# [The task]
Leaving out every picture, quote the data below exactly as it appears.
━━━━━━━━━━━━━━━━━━━━━━━━━━━━━━
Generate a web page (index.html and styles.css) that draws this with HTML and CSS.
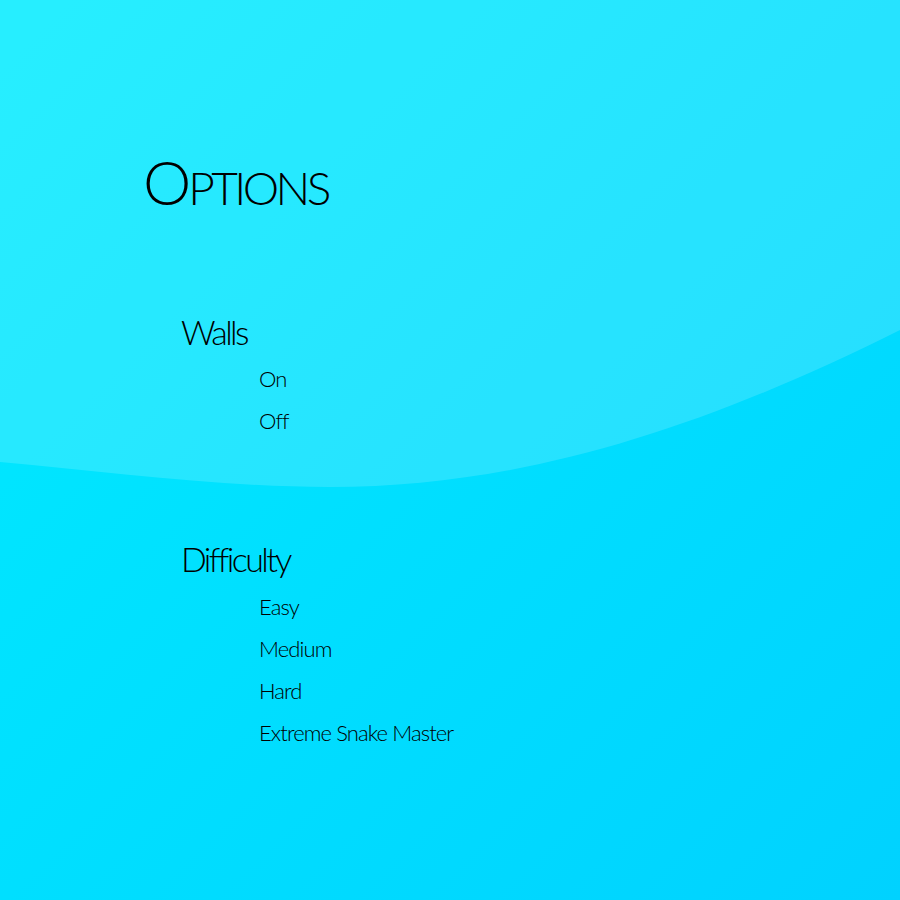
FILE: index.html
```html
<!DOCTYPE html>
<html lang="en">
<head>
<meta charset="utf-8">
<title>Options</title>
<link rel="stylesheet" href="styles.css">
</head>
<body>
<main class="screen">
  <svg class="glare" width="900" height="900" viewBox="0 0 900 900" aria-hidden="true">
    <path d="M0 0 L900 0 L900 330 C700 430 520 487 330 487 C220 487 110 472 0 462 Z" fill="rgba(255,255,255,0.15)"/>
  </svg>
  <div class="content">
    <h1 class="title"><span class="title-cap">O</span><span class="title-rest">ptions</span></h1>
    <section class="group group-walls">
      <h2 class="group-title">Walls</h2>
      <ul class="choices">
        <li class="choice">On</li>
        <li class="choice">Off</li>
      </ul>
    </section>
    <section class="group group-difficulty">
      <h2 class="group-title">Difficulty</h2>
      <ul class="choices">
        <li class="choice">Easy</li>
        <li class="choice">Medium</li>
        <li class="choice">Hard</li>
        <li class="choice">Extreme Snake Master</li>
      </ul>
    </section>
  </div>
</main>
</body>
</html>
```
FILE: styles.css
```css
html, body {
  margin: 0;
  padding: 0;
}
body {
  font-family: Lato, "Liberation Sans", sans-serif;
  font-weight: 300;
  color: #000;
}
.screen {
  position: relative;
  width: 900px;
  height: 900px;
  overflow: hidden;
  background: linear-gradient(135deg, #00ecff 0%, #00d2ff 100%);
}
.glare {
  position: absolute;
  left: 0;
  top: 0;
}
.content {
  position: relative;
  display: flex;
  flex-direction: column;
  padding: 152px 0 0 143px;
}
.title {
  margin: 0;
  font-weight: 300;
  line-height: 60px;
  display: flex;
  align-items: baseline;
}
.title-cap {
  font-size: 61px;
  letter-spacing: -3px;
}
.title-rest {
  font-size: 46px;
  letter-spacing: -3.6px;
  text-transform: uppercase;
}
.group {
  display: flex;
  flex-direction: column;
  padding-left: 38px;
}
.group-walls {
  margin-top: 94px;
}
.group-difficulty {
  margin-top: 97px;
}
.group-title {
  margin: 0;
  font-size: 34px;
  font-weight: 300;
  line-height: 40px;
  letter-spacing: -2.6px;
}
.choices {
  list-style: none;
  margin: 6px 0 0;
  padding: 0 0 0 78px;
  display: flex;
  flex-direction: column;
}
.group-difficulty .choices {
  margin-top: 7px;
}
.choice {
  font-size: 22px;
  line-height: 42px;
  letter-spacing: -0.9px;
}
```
━━━━━━━━━━━━━━━━━━━━━━━━━━━━━━
# [The completed task]
Generate a web page (index.html and styles.css) that draws this with HTML and CSS.
FILE: index.html
```html
<!DOCTYPE html>
<html lang="en">
<head>
<meta charset="utf-8">
<title>Options</title>
<link rel="stylesheet" href="styles.css">
</head>
<body>
<main class="screen">
  <svg class="glare" width="900" height="900" viewBox="0 0 900 900" aria-hidden="true">
    <path d="M0 0 L900 0 L900 330 C700 430 520 487 330 487 C220 487 110 472 0 462 Z" fill="rgba(255,255,255,0.15)"/>
  </svg>
  <div class="content">
    <h1 class="title"><span class="title-cap">O</span><span class="title-rest">ptions</span></h1>
    <section class="group group-walls">
      <h2 class="group-title">Walls</h2>
      <ul class="choices">
        <li class="choice">On</li>
        <li class="choice">Off</li>
      </ul>
    </section>
    <section class="group group-difficulty">
      <h2 class="group-title">Difficulty</h2>
      <ul class="choices">
        <li class="choice">Easy</li>
        <li class="choice">Medium</li>
        <li class="choice">Hard</li>
        <li class="choice">Extreme Snake Master</li>
      </ul>
    </section>
  </div>
</main>
</body>
</html>
```
FILE: styles.css
```css
html, body {
  margin: 0;
  padding: 0;
}
body {
  font-family: Lato, "Liberation Sans", sans-serif;
  font-weight: 300;
  color: #000;
}
.screen {
  position: relative;
  width: 900px;
  height: 900px;
  overflow: hidden;
  background: linear-gradient(135deg, #00ecff 0%, #00d2ff 100%);
}
.glare {
  position: absolute;
  left: 0;
  top: 0;
}
.content {
  position: relative;
  display: flex;
  flex-direction: column;
  padding: 152px 0 0 143px;
}
.title {
  margin: 0;
  font-weight: 300;
  line-height: 60px;
  display: flex;
  align-items: baseline;
}
.title-cap {
  font-size: 61px;
  letter-spacing: -3px;
}
.title-rest {
  font-size: 46px;
  letter-spacing: -3.6px;
  text-transform: uppercase;
}
.group {
  display: flex;
  flex-direction: column;
  padding-left: 38px;
}
.group-walls {
  margin-top: 94px;
}
.group-difficulty {
  margin-top: 97px;
}
.group-title {
  margin: 0;
  font-size: 34px;
  font-weight: 300;
  line-height: 40px;
  letter-spacing: -2.6px;
}
.choices {
  list-style: none;
  margin: 6px 0 0;
  padding: 0 0 0 78px;
  display: flex;
  flex-direction: column;
}
.group-difficulty .choices {
  margin-top: 7px;
}
.choice {
  font-size: 22px;
  line-height: 42px;
  letter-spacing: -0.9px;
}
```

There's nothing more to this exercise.